Why IoT manufacturing makes sense:
Keeping assets up and running has the potential to significantly decrease operational expenditures, saving companies millions of dollars. With the use of sensors, cameras and data analytics, managers in a range of industries are able to determine when a piece of equipment will fail before it does. These IoT-enabled systems can sense warning signs, use data to create maintenance timelines and preemptively service equipment before problems occur.
By leveraging streaming data from sensors and devices to quickly assess current conditions, recognize warning signs, deliver alerts and automatically trigger appropriate maintenance processes, IoT turns maintenance into a dynamic, rapid and automated task.

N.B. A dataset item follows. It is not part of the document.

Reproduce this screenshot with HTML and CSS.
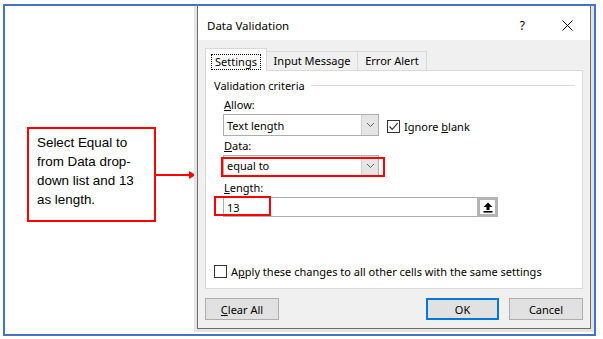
FILE: index.html
```html
<!DOCTYPE html>
<html>
  <head>
    <title>Data Validation</title>
    <link rel="stylesheet" href="styles.css">
  </head>
  <body>
    <div class="frame">
      <div class="note-area">
        <div class="note">Select Equal to from Data drop-down list and 13 as length.</div>
        <svg class="arrow" width="41" height="10" viewBox="0 0 41 10">
          <line x1="0" y1="5" x2="34" y2="5" stroke="#ff0000" stroke-width="2" />
          <polygon points="33,1 40,5 33,9" fill="#ff0000" />
        </svg>
      </div>

      <div class="dialog">
        <div class="title-bar">
          <span class="title">Data Validation</span>
          <span class="help">?</span>
          <svg class="close" width="11" height="11" viewBox="0 0 11 11">
            <path d="M0.5 0.5 L10.5 10.5 M10.5 0.5 L0.5 10.5" stroke="#000" stroke-width="1" />
          </svg>
        </div>

        <div class="dialog-body">
          <div class="tabs">
            <div class="tab active"><span class="focus">Settings</span></div>
            <div class="tab tab-input">Input Message</div>
            <div class="tab tab-error">Error Alert</div>
          </div>

          <div class="panel">
            <div class="group-title">
              <span>Validation criteria</span>
              <span class="rule"></span>
            </div>

            <div class="fields">
              <div class="label"><u>A</u>llow:</div>
              <div class="row">
                <div class="combo">
                  <span class="value">Text length</span>
                  <span class="drop">
                    <svg width="9" height="6" viewBox="0 0 9 6"><path d="M1 1 L4.5 4.5 L8 1" fill="none" stroke="#606060" stroke-width="1" /></svg>
                  </span>
                </div>
                <span class="check checked">
                  <svg width="11" height="11" viewBox="0 0 11 11"><path d="M1.5 5.5 L4.2 8.3 L9.7 2.2" fill="none" stroke="#333" stroke-width="1.2" /></svg>
                </span>
                <span class="check-label">Ignore <u>b</u>lank</span>
              </div>

              <div class="label"><u>D</u>ata:</div>
              <div class="row">
                <div class="combo data-combo">
                  <span class="value">equal to</span>
                  <span class="drop">
                    <svg width="9" height="6" viewBox="0 0 9 6"><path d="M1 1 L4.5 4.5 L8 1" fill="none" stroke="#606060" stroke-width="1" /></svg>
                  </span>
                  <span class="mark mark-data"></span>
                </div>
              </div>

              <div class="label length-label"><u>L</u>ength:</div>
              <div class="row">
                <div class="input">
                  <span class="value">13</span>
                  <span class="picker">
                    <span class="picker-inner">
                      <svg width="10" height="11" viewBox="0 0 10 11"><path d="M5 0.5 L9.5 5 L6.5 5 L6.5 8 L3.5 8 L3.5 5 L0.5 5 Z" fill="#000" /><rect x="0.5" y="9" width="9" height="1.6" fill="#000" /></svg>
                    </span>
                  </span>
                  <span class="mark mark-length"></span>
                </div>
              </div>
            </div>

            <div class="apply">
              <span class="check"></span>
              <span class="check-label">A<u>p</u>ply these changes to all other cells with the same settings</span>
            </div>
          </div>

          <div class="buttons">
            <button class="btn"><u>C</u>lear All</button>
            <span class="spacer"></span>
            <button class="btn default">OK</button>
            <button class="btn">Cancel</button>
          </div>
        </div>
      </div>
    </div>
  </body>
</html>
```

FILE: styles.css
```css
body {
  margin: 0;
  background: #ffffff;
  font-family: "Noto Sans", "Open Sans", sans-serif;
  font-size: 11px;
  color: #000;
}

.frame {
  box-sizing: border-box;
  width: 593px;
  height: 332px;
  margin: 4px 0 0 3px;
  border: 2px solid #4472c4;
  display: flex;
  overflow: hidden;
}

/* left side: the callout and its arrow */
.note-area {
  width: 192px;
  flex: none;
  display: flex;
  align-items: center;
  padding: 120px 0 0 22px;
  box-sizing: border-box;
  align-self: flex-start;
  height: 217px;
}

.note {
  box-sizing: border-box;
  width: 129px;
  height: 95px;
  border: 2px solid #ff0000;
  padding: 4px 4px 0 8px;
  font-family: "Liberation Sans", Arial, sans-serif;
  font-size: 13.4px;
  line-height: 19px;
  color: #000;
}

.arrow {
  flex: none;
  display: block;
}

/* the dialog */
.dialog {
  box-sizing: border-box;
  width: 394px;
  height: 323px;
  flex: none;
  border: 1px solid #6e6e6e;
  border-top: none;
  background: #f0f0f0;
  box-shadow: 0 0 0 3px #e4e4e4;
  display: flex;
  flex-direction: column;
}

.title-bar {
  box-sizing: border-box;
  height: 34px;
  background: #ffffff;
  display: flex;
  align-items: center;
  padding: 4px 17px 0 9px;
  flex: none;
}

.title {
  flex: 1;
  font-size: 11.5px;
}

.help {
  margin-right: 37px;
  font-size: 12px;
}

.dialog-body {
  padding: 8px 7px 0 7px;
  flex: 1;
  display: flex;
  flex-direction: column;
}

.tabs {
  display: flex;
  align-items: flex-end;
  height: 22px;
}

.tab {
  box-sizing: border-box;
  height: 19px;
  border: 1px solid #d9d9d9;
  border-bottom: none;
  line-height: 18px;
  background: #f0f0f0;
  text-align: center;
}

.tab.active {
  width: 62px;
  height: 23px;
  margin-bottom: -1px;
  background: #ffffff;
  padding-top: 4px;
  position: relative;
  z-index: 1;
}

.tab-input {
  width: 92px;
  margin-left: -1px;
}

.tab-error {
  width: 70px;
  margin-left: -1px;
}

.focus {
  display: inline-block;
  outline: 1px dotted #000;
  padding: 0 3px;
  line-height: 14px;
}

.panel {
  box-sizing: border-box;
  height: 219px;
  background: #ffffff;
  border: 1px solid #d9d9d9;
  padding: 6px 7px 0 8px;
  display: flex;
  flex-direction: column;
}

.group-title {
  display: flex;
  align-items: center;
  height: 16px;
}

.rule {
  flex: 1;
  height: 1px;
  background: #dcdcdc;
  margin-left: 6px;
}

.fields {
  padding-left: 9px;
  margin-top: 4px;
}

.label {
  line-height: 16px;
  height: 16px;
  margin-left: 1px;
}

.row {
  display: flex;
  align-items: center;
  margin-top: 1px;
}

.combo {
  box-sizing: border-box;
  width: 156px;
  height: 22px;
  border: 1px solid #adadad;
  display: flex;
  align-items: center;
  position: relative;
  margin-bottom: 2px;
}

.data-combo {
  height: 21px;
  margin-bottom: 4px;
}

.value {
  flex: 1;
  padding-left: 3px;
}

.drop {
  width: 16px;
  align-self: stretch;
  background: #e5e5e5;
  border-left: 1px solid #d0d0d0;
  display: flex;
  align-items: center;
  justify-content: center;
}

.check {
  box-sizing: border-box;
  width: 13px;
  height: 13px;
  border: 1px solid #333;
  background: #fff;
  display: inline-flex;
  align-items: center;
  justify-content: center;
  flex: none;
}

.row .check {
  margin-left: 8px;
}

.check-label {
  margin-left: 4px;
}

.input {
  box-sizing: border-box;
  width: 275px;
  height: 20px;
  border: 1px solid #adadad;
  display: flex;
  align-items: center;
  position: relative;
}

.picker {
  box-sizing: border-box;
  width: 21px;
  align-self: stretch;
  margin: -1px -1px -1px 0;
  border: 3px solid #b4b4b4;
  background: #b4b4b4;
  display: flex;
}

.picker-inner {
  flex: 1;
  background: #ffffff;
  display: flex;
  align-items: center;
  justify-content: center;
}

/* red annotation boxes drawn over the fields */
.mark {
  position: absolute;
  border: 2px solid #ff0000;
  box-sizing: border-box;
}

.mark-data {
  left: -3px;
  top: 1px;
  width: 164px;
  height: 20px;
}

.mark-length {
  left: -10px;
  top: -2px;
  width: 57px;
  height: 20px;
}

.apply {
  display: flex;
  align-items: center;
  margin-top: auto;
  margin-bottom: 9px;
}

.apply .check-label {
  margin-left: 4px;
}

.buttons {
  display: flex;
  margin-top: 9px;
}

.spacer {
  flex: 1;
}

.btn {
  box-sizing: border-box;
  width: 74px;
  height: 22px;
  background: #e1e1e1;
  border: 1px solid #adadad;
  font-family: "Noto Sans", "Open Sans", sans-serif;
  font-size: 11px;
  color: #000;
  padding: 0;
}

.btn.default {
  width: 73px;
  border: 2px solid #0078d7;
  margin-right: 10px;
}
```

This approach promises cost savings over routine or time-based preventive maintenance, because tasks are performed only when they are needed. The possibility to get the right information at the right time will allow managers to know which equipment needs maintenance; maintenance work can be better planned; and systems remain online while workers stay on task. Other potential advantages of predictive maintenance include increased equipment lifetime, increased plant safety and fewer accidents with negative environmental impact.
According to a study by Infosys and the Institute for Industrial Management at Aachen University, 85% of manufacturing companies globally are aware of asset efficiency practices, but only 15% of those surveyed have implemented such measures at a systematic level.
The goal of asset tracking is to allow an enterprise to easily locate and monitor key assets, including along the supply chain (e.g. raw materials, final products and containers) to optimize logistics, maintain inventory levels, prevent quality issues and detect theft.
Connected operations intelligence
This use case enables companies to connect disparate silos of operational data (e.g. manufacturing, supplier, and logistics) into unified, real-time visibility across heterogeneous systems, people and assets to make faster and better decisions and improve operational performance.
Through this use case, firms can aggregate and contextualize data from isolated manufacturing systems and assets into actionable web and mobile applications that provide role-based views into key indicators, while also allowing drill-down into correlated data to diagnose problems more quickly and improve performance.
Operations management improvements
This other use case allow companies in the manufacturing sector to quickly improve how complex processes are monitored, managed, optimized, and accelerate smart factory and ‘Industry 4.0’ initiatives. This can be achieved by extending existing equipment and ERP/MES systems with connectivity, interoperability, mobility and crowd sourced intelligence.